Publié en 1987, Le Dahlia Noir prend place dans le Los Angeles des années 40 et 50, et doit son nom et son fil rouge à un véritable fait divers: la jeune Betty Short découverte éviscérée et découpée en deux, dans un terrain vague. Son assassin ne fut jamais identifié, à l’image de celui de la mère d’Ellroy, elle-même assassinée en 1958… Le Dahlia est donc un roman-miroir, doté d’une charge affective énorme, mais se veut aussi le roman-fleuve d’une époque et d’un lieu, extrêmement précis et fouillé, mêlant dans une intrigue complexe histoires de flics, de politique, de sexe, de boxe, de corruption, de famille… Un monument.
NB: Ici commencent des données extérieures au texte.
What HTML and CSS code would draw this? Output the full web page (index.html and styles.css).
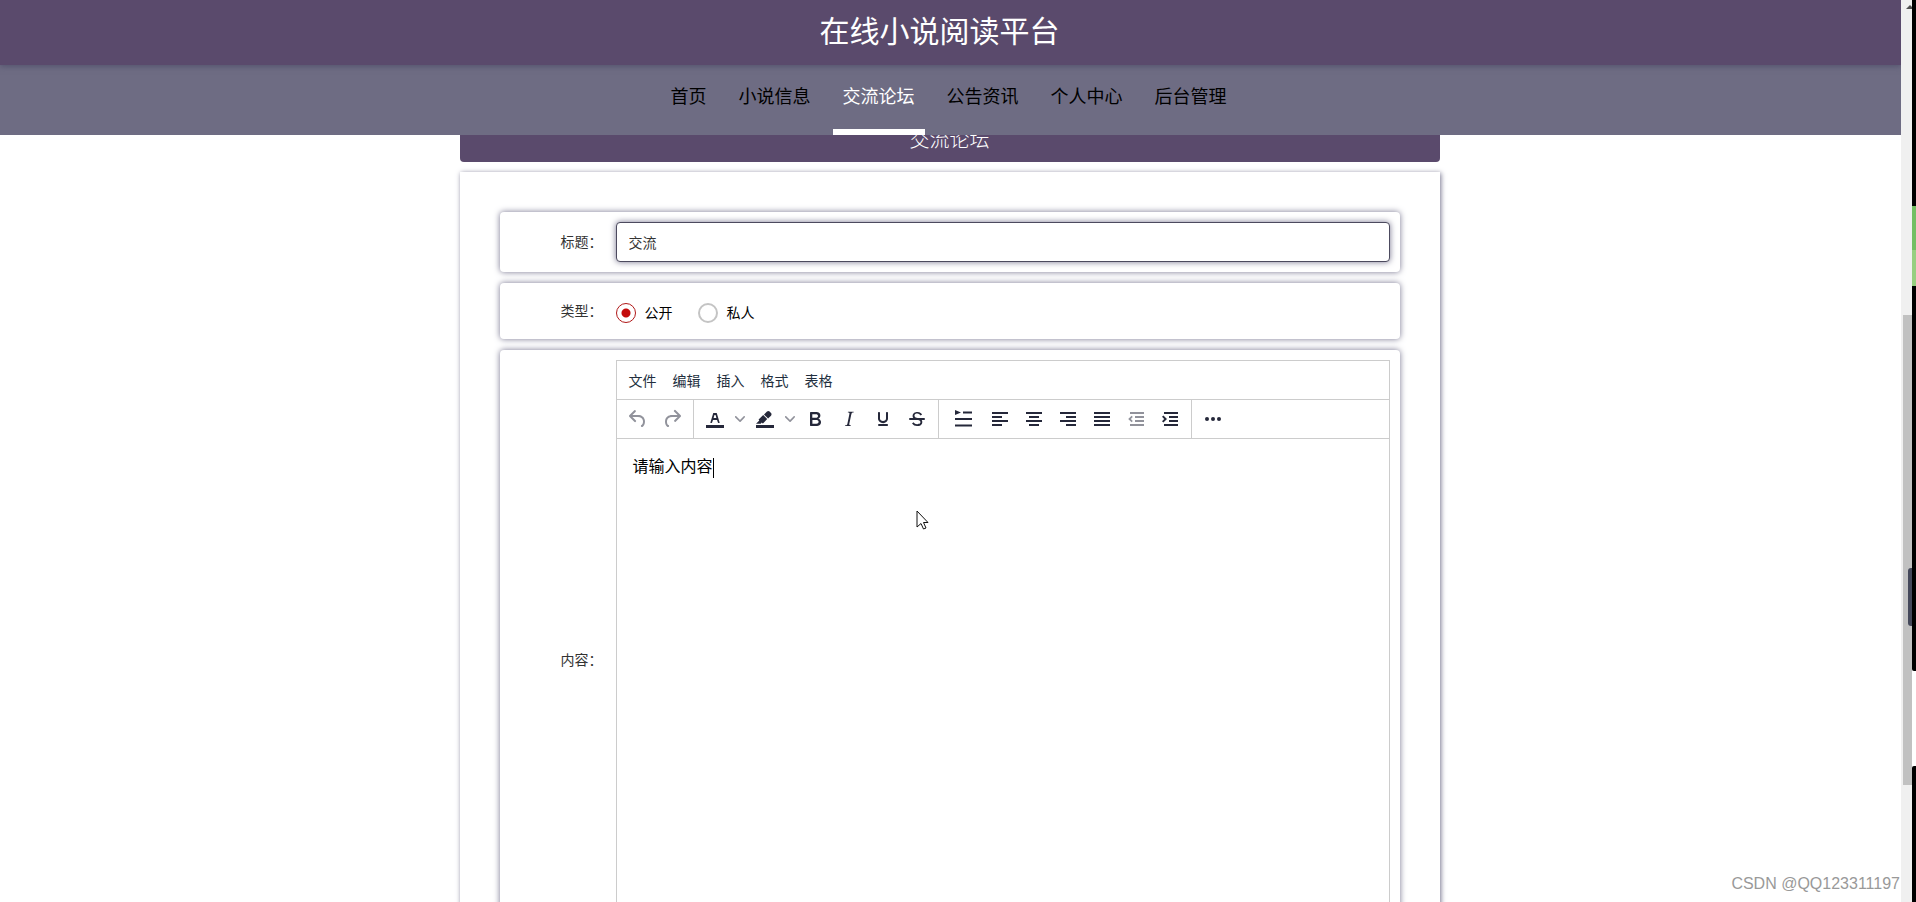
FILE: index.html
```html
<!DOCTYPE html>
<html lang="zh-CN">
<head>
<meta charset="utf-8">
<title>在线小说阅读平台</title>
<link rel="stylesheet" href="styles.css">
</head>
<body>
<div class="window">
  <div class="page">
    <header class="top">
      <h1 class="brand">在线小说阅读平台</h1>
      <nav class="nav">
        <a class="nav-link" href="#">首页</a>
        <a class="nav-link" href="#">小说信息</a>
        <a class="nav-link active" href="#" aria-current="page">交流论坛</a>
        <a class="nav-link" href="#">公告资讯</a>
        <a class="nav-link" href="#">个人中心</a>
        <a class="nav-link" href="#">后台管理</a>
      </nav>
    </header>
    <main class="main">
      <h2 class="banner">交流论坛</h2>
      <form class="card">
        <div class="row">
          <label class="label" for="title">标题：</label>
          <input class="text-input" id="title" type="text" value="交流">
        </div>
        <div class="row" role="radiogroup" aria-labelledby="kind">
          <span class="label" id="kind">类型：</span>
          <div class="radios">
            <label class="radio"><input type="radio" name="kind" checked>公开</label>
            <label class="radio"><input type="radio" name="kind">私人</label>
          </div>
        </div>
        <div class="row">
          <span class="label" id="content-label">内容：</span>
          <div class="editor">
            <div class="menubar">
              <button class="menu" type="button">文件</button>
              <button class="menu" type="button">编辑</button>
              <button class="menu" type="button">插入</button>
              <button class="menu" type="button">格式</button>
              <button class="menu" type="button">表格</button>
            </div>
            <div class="toolbar">
              <div class="group">
                <button class="tool" type="button" aria-label="撤销" disabled><svg class="icon" viewBox="0 0 24 24"><path d="M6.4 8H12c3.7 0 6.2 2 6.8 5.1.6 2.7-.4 5.6-2.3 6.8a1 1 0 0 1-1-1.8c1.1-.6 1.8-2.7 1.4-4.6-.5-2.1-2.1-3.5-4.9-3.5H6.4l3.3 3.3a1 1 0 1 1-1.4 1.4l-5-5a1 1 0 0 1 0-1.4l5-5a1 1 0 0 1 1.4 1.4L6.4 8z"/></svg></button>
                <button class="tool" type="button" aria-label="重做" disabled><svg class="icon" viewBox="0 0 24 24"><path d="M17.6 10H12c-2.8 0-4.4 1.4-4.9 3.5-.4 2 .3 4 1.4 4.6a1 1 0 1 1-1 1.8c-2-1.2-2.9-4.1-2.3-6.8.6-3 3-5.1 6.8-5.1h5.6l-3.3-3.3a1 1 0 1 1 1.4-1.4l5 5a1 1 0 0 1 0 1.4l-5 5a1 1 0 0 1-1.4-1.4l3.3-3.3z"/></svg></button>
              </div>
              <div class="group">
                <button class="tool" type="button" aria-label="文字颜色"><svg class="icon" viewBox="0 0 24 24"><path d="M3 18h18v3H3z"/><path d="M8.7 16h-.8a.5.5 0 0 1-.5-.6l2.7-9c.1-.3.3-.4.5-.4h2.8c.2 0 .4.1.5.4l2.7 9a.5.5 0 0 1-.5.6h-.8a.5.5 0 0 1-.4-.4l-.7-2.2c0-.3-.3-.4-.5-.4h-3.4c-.2 0-.4.1-.5.4l-.7 2.2c0 .3-.2.4-.4.4zm2.6-7.6l-.6 2a.5.5 0 0 0 .5.6h1.6a.5.5 0 0 0 .5-.6l-.6-2c0-.3-.3-.4-.5-.4h-.4c-.2 0-.4.1-.5.4z"/></svg></button>
                <button class="tool chevron" type="button" aria-label="选择文字颜色"><svg class="icon-small" viewBox="0 0 10 10"><path d="M8.7 2.2c.3-.3.8-.3 1 0 .4.4.4.9 0 1.2L5.7 7.8c-.3.3-.9.3-1.2 0L.2 3.4a.8.8 0 0 1 0-1.2c.3-.3.8-.3 1.1 0L5 6l3.7-3.8z"/></svg></button>
                <button class="tool" type="button" aria-label="背景色"><svg class="icon" viewBox="0 0 24 24"><path d="M3 18h18v3H3z"/><path d="M7.7 16.7H3l3.3-3.3-.7-.8L10.2 8l4 4.1-4 4.2c-.2.2-.6.2-.8 0l-.6-.7-1.1 1.1zm5-7.5L11 7.4l3-2.9a2 2 0 0 1 2.6 0L18 6c.7.7.7 2 0 2.7l-2.9 2.9-1.8-1.8-.5-.6z"/></svg></button>
                <button class="tool chevron" type="button" aria-label="选择背景色"><svg class="icon-small" viewBox="0 0 10 10"><path d="M8.7 2.2c.3-.3.8-.3 1 0 .4.4.4.9 0 1.2L5.7 7.8c-.3.3-.9.3-1.2 0L.2 3.4a.8.8 0 0 1 0-1.2c.3-.3.8-.3 1.1 0L5 6l3.7-3.8z"/></svg></button>
                <button class="tool" type="button" aria-label="粗体"><svg class="icon" viewBox="0 0 24 24"><path d="M7.8 19c-.3 0-.5 0-.6-.2l-.2-.5V5.7c0-.2 0-.4.2-.5l.6-.2h5c1.5 0 2.7.3 3.5 1 .7.6 1.1 1.4 1.1 2.5a3 3 0 0 1-.6 1.9c-.4.6-1 1-1.6 1.2.4.1.9.3 1.3.6s.8.7 1 1.2c.4.4.5 1 .5 1.6 0 1.3-.4 2.3-1.3 3-.8.7-2.1 1-3.8 1H7.8zm5-8.3c.6 0 1.2-.1 1.6-.5.4-.3.6-.7.6-1.3 0-1.1-.8-1.7-2.3-1.7H9.3v3.5h3.4zm.5 6c.7 0 1.3-.1 1.7-.4.4-.4.6-.9.6-1.5s-.2-1-.7-1.4c-.4-.3-1-.4-2-.4H9.4v3.8h4z"/></svg></button>
                <button class="tool" type="button" aria-label="斜体"><svg class="icon" viewBox="0 0 24 24"><path d="M16.7 4.7l-.1.9h-.3c-.6 0-1 0-1.4.3-.3.3-.4.6-.5 1.1l-2.1 9.8v.6c0 .5.4.8 1.4.8h.2l-.2.8H8l.2-.8h.2c1.1 0 1.8-.5 2-1.5l2-9.8.1-.5c0-.6-.4-.8-1.4-.8h-.3l.2-.9h5.8z"/></svg></button>
                <button class="tool" type="button" aria-label="下划线"><svg class="icon" viewBox="0 0 24 24"><path d="M16 5c.6 0 1 .4 1 1v5.5a4 4 0 0 1-.4 1.8l-1 1.4a5.3 5.3 0 0 1-5.5 1 5 5 0 0 1-1.6-1c-.5-.4-.8-.9-1.1-1.4a4 4 0 0 1-.4-1.8V6c0-.6.4-1 1-1s1 .4 1 1v5.5c0 .3 0 .6.2 1l.6.7a3.3 3.3 0 0 0 2.2.8 3.4 3.4 0 0 0 2.2-.8c.3-.2.4-.5.6-.8l.2-.9V6c0-.6.4-1 1-1zM8 17h8c.6 0 1 .4 1 1s-.4 1-1 1H8a1 1 0 0 1 0-2z"/></svg></button>
                <button class="tool" type="button" aria-label="删除线"><svg class="icon" viewBox="0 0 24 24"><path d="M15.6 8.5c-.5-.7-1-1.1-1.3-1.3-.6-.4-1.3-.6-2-.6-2.7 0-2.8 1.7-2.8 2.1 0 1.6 1.8 2 3.2 2.3 4.4.9 4.6 2.8 4.6 3.9 0 1.4-.7 4.1-5 4.1A6.2 6.2 0 0 1 7 16.4l1.5-1.1c.4.6 1.6 2 3.7 2 1.6 0 2.5-.4 3-1.2.4-.8.3-2-.8-2.6-.7-.4-1.6-.7-2.9-1-1-.2-3.9-.8-3.9-3.6C7.6 6 10.3 5 12.4 5c2.9 0 4.2 1.6 4.7 2.4l-1.5 1.1z"/><path d="M5 11h14a1 1 0 0 1 0 2H5a1 1 0 0 1 0-2z"/></svg></button>
              </div>
              <div class="group">
                <button class="tool wide" type="button" aria-label="首行缩进"><svg class="icon" viewBox="0 0 24 24"><path d="M4 3l6 2.500-6 2.500zM12 4.500h9v2h-9zM4 11h17v2H4zM4 17.500h17v2H4z"/></svg></button>
                <button class="tool" type="button" aria-label="左对齐"><svg class="icon" viewBox="0 0 24 24"><path d="M4 5h16v2H4zM4 9h10v2H4zM4 13h16v2H4zM4 17h10v2H4z"/></svg></button>
                <button class="tool" type="button" aria-label="居中"><svg class="icon" viewBox="0 0 24 24"><path d="M4 5h16v2H4zM7 9h10v2H7zM4 13h16v2H4zM7 17h10v2H7z"/></svg></button>
                <button class="tool" type="button" aria-label="右对齐"><svg class="icon" viewBox="0 0 24 24"><path d="M4 5h16v2H4zM10 9h10v2H10zM4 13h16v2H4zM10 17h10v2H10z"/></svg></button>
                <button class="tool" type="button" aria-label="两端对齐"><svg class="icon" viewBox="0 0 24 24"><path d="M4 5h16v2H4zM4 9h16v2H4zM4 13h16v2H4zM4 17h16v2H4z"/></svg></button>
                <button class="tool" type="button" aria-label="减少缩进" disabled><svg class="icon" viewBox="0 0 24 24"><path d="M6 5h14v2H6zM11 9h9v2h-9zM11 13h9v2h-9zM6 17h14v2H6zM7.600 8.800l1.200 1.200-2 2 2 2-1.200 1.200L4.200 12z"/></svg></button>
                <button class="tool" type="button" aria-label="增加缩进"><svg class="icon" viewBox="0 0 24 24"><path d="M6 5h14v2H6zM11 9h9v2h-9zM11 13h9v2h-9zM6 17h14v2H6zM5.400 8.400L9 12l-3.600 3.600L4 14.200 6.200 12 4 9.800z"/></svg></button>
              </div>
              <div class="group">
                <button class="tool" type="button" aria-label="更多"><svg class="icon" viewBox="0 0 24 24"><circle cx="6" cy="12" r="2"/><circle cx="12" cy="12" r="2"/><circle cx="18" cy="12" r="2"/></svg></button>
              </div>
            </div>
            <div class="content" role="textbox" aria-multiline="true" aria-labelledby="content-label" contenteditable="true">请输入内容<span class="caret"></span></div>
          </div>
        </div>
      </form>
    </main>
    <div class="watermark">CSDN @QQ123311197</div>
    <svg class="pointer" viewBox="0 0 13 20"><path d="M1 1v16l4-3.500 2.500 5.500 2.500-1-2.500-5.500H12z" fill="#fff" stroke="#111"/></svg>
  </div>
  <div class="scrollbar">
    <svg class="arrow" viewBox="0 0 6 4"><path d="M0 4l4-4 2 2v2z" fill="#505050"/></svg>
    <div class="thumb"><div class="handle"></div></div>
  </div>
  <div class="edge">
    <div class="edge-black"></div>
    <div class="edge-green"></div>
    <div class="edge-black middle"></div>
    <div class="edge-white"></div>
    <div class="edge-black last"></div>
  </div>
</div>
</body>
</html>
```

FILE: styles.css
```css
* { box-sizing: border-box; }
body {
  margin: 0;
  font-family: "Liberation Sans", "Noto Sans CJK SC", sans-serif;
  font-size: 14px;
  font-weight: 400;
  color: #333;
  background: #fff;
}
h1, h2 { margin: 0; }
button, input { font: inherit; color: inherit; }
.window { display: flex; height: 100vh; overflow: hidden; }
.page { position: relative; flex: 1; padding-right: 2px; overflow: hidden; background: #fff; }

.top { position: absolute; top: 0; left: 0; right: 0; z-index: 2; }
.brand {
  position: relative;
  height: 65px;
  padding-right: 22px;
  line-height: 64px;
  text-align: center;
  font-size: 30px;
  font-weight: 400;
  color: #fff;
  background: #5a4a6c;
  box-shadow: 0 1px 6px #50506b;
}
.nav {
  display: flex;
  justify-content: center;
  gap: 12px;
  height: 70px;
  padding-right: 4px;
  background: #6e6c83;
}
.nav-link {
  padding: 0 10px;
  line-height: 64px;
  font-size: 18px;
  color: #000;
  text-decoration: none;
  border-bottom: 6px solid transparent;
}
.nav-link.active { color: #fff; border-bottom-color: #fff; }

.main { max-width: 980px; margin: 0 auto; padding-top: 114px; }
.banner {
  height: 48px;
  margin-bottom: 10px;
  line-height: 52px;
  text-align: center;
  font-family: "Liberation Serif", "Noto Sans CJK SC", serif;
  font-size: 20px;
  font-weight: 300;
  color: #fff;
  background: #5a4a6c;
  border-radius: 4px;
}
.card {
  display: flex;
  flex-direction: column;
  gap: 11px;
  padding: 40px;
  box-shadow: 1px 1px 5px #77758f;
}
.row {
  display: flex;
  align-items: center;
  padding: 10px;
  border-radius: 4px;
  background: #fff;
  box-shadow: 0 0 6px #77758f;
}
.label { width: 106px; padding-right: 13px; text-align: right; line-height: 36px; }
.text-input {
  flex: 1;
  height: 40px;
  padding: 0 12px;
  border: 1px solid #4c4a5e;
  border-radius: 4px;
  outline: none;
  background: #fff;
  box-shadow: 0 0 6px #77758f;
}
.radios { display: flex; gap: 25px; padding-top: 4px; color: #000; }
.radio { display: flex; align-items: center; gap: 9px; line-height: 20px; }
.radio input {
  appearance: none;
  width: 20px;
  height: 20px;
  margin: 0;
  border: 2px solid #c4c4c4;
  border-radius: 50%;
}
.radio input:checked {
  border: 1px solid #b01818;
  background: radial-gradient(circle, #c40c0c 4px, transparent 5px);
}

.editor {
  display: flex;
  flex-direction: column;
  flex: 1;
  height: 600px;
  border: 1px solid #ccc;
  color: #222f3e;
}
.menubar { display: flex; height: 39px; padding: 0 4px; border-bottom: 1px solid #ccc; }
.menu { width: 44px; padding: 0 8px; border: 0; background: none; white-space: nowrap; }
.toolbar { display: flex; height: 39px; border-bottom: 1px solid #ccc; }
.group { display: flex; padding: 0 4px; border-right: 1px solid #ccc; }
.group:last-child { border-right: 0; }
.tool {
  display: flex;
  align-items: center;
  justify-content: center;
  width: 34px;
  padding: 0;
  border: 0;
  background: none;
}
.tool.wide { width: 40px; }
.tool.chevron { width: 16px; opacity: 0.5; }
.tool:disabled { opacity: 0.5; }
.icon { width: 24px; height: 24px; fill: #25283a; flex: none; }
.icon-small { width: 10px; height: 10px; fill: #25283a; flex: none; }
.content { flex: 1; padding: 16px; font-size: 16px; line-height: 24px; color: #000; outline: none; }
.caret { display: inline-block; height: 20px; border-left: 1px solid #000; vertical-align: middle; }

.watermark { position: absolute; right: 1px; bottom: 6px; font-size: 16px; line-height: 24px; color: #999; }
.pointer { position: absolute; left: 916px; top: 510px; width: 13px; height: 20px; }

.scrollbar { position: relative; width: 11px; padding: 5px 0 0 2px; background: #f0f0f0; }
.arrow { display: block; width: 6px; height: 4px; margin-left: 3px; }
.thumb { display: flex; align-items: center; justify-content: flex-end; height: 470px; margin-top: 306px; padding-top: 94px; background: #c1c1c1; }
.handle { width: 4px; height: 58px; border-radius: 3px 0 0 3px; background: #44485a; }
.edge { display: flex; flex-direction: column; width: 4px; background: #fff; }
.edge-black { flex: 206; background: #000; }
.edge-green { flex: 80; background: linear-gradient(#74bf63 55%, #97cf80 55%); }
.edge-black.middle { flex: 385; border-radius: 0 0 0 2px; }
.edge-white { flex: 95; }
.edge-black.last { flex: 136; border-radius: 2px 0 0 0; }
```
Et dont la réussite et le souffle doivent tout au style d’Ellroy, jamais lu jusque-là: une prose âpre et sans concession jouant sur la répétition, les phrases courtes, la typo, les silences… Adapter la bête relevait donc de la sortie attendue, mais aussi de l’exploit. Il fallait bien s’y mettre à quatre.

Une BD à défaut de film

Le scénariste Matz, déjà auteur de la série Le Tueur et d’autres adaptations noires, a fait l’essentiel du boulot: élaguer ce qui pouvait l’être, prendre le pli de rester dans les mots de l’auteur -au prix d’une narration en voix off parfois pesante -et recruter le dessinateur idoine, à savoir Miles Hyman, un Américain à Paris dont le dessin très pictural (chaque case se voulant presque une peinture) assure l’immersion dans ce L.A. des fifties, parfaitement reproduit. Mais quid de David Fincher? La présence en couverture du réalisateur de Seven, de Fight Club ou du Zodiac ne tient pas seulement du « name dropping » un peu clinquant: Fincher avait effectivement travaillé sur une nouvelle adaptation ciné, après le ratage de De Palma. Un projet inabouti, mais en partie story-boardé. Et dont Matz a eu l’occasion de discuter, longuement, avec le réalisateur, lorsqu’il était lui-même aux USA pour l’adaptation de son Tueur (Du Plomb dans la tête, avec Stallone).

Ce cocktail étonnant donne un roman graphique très cinématographique et presque aussi ample que son modèle. Il offre la même intrigue labyrinthique plongeant au plus profond des maux de l’homme moderne. Et assure sa fonction: un excellent digest de l’oeuvre originelle.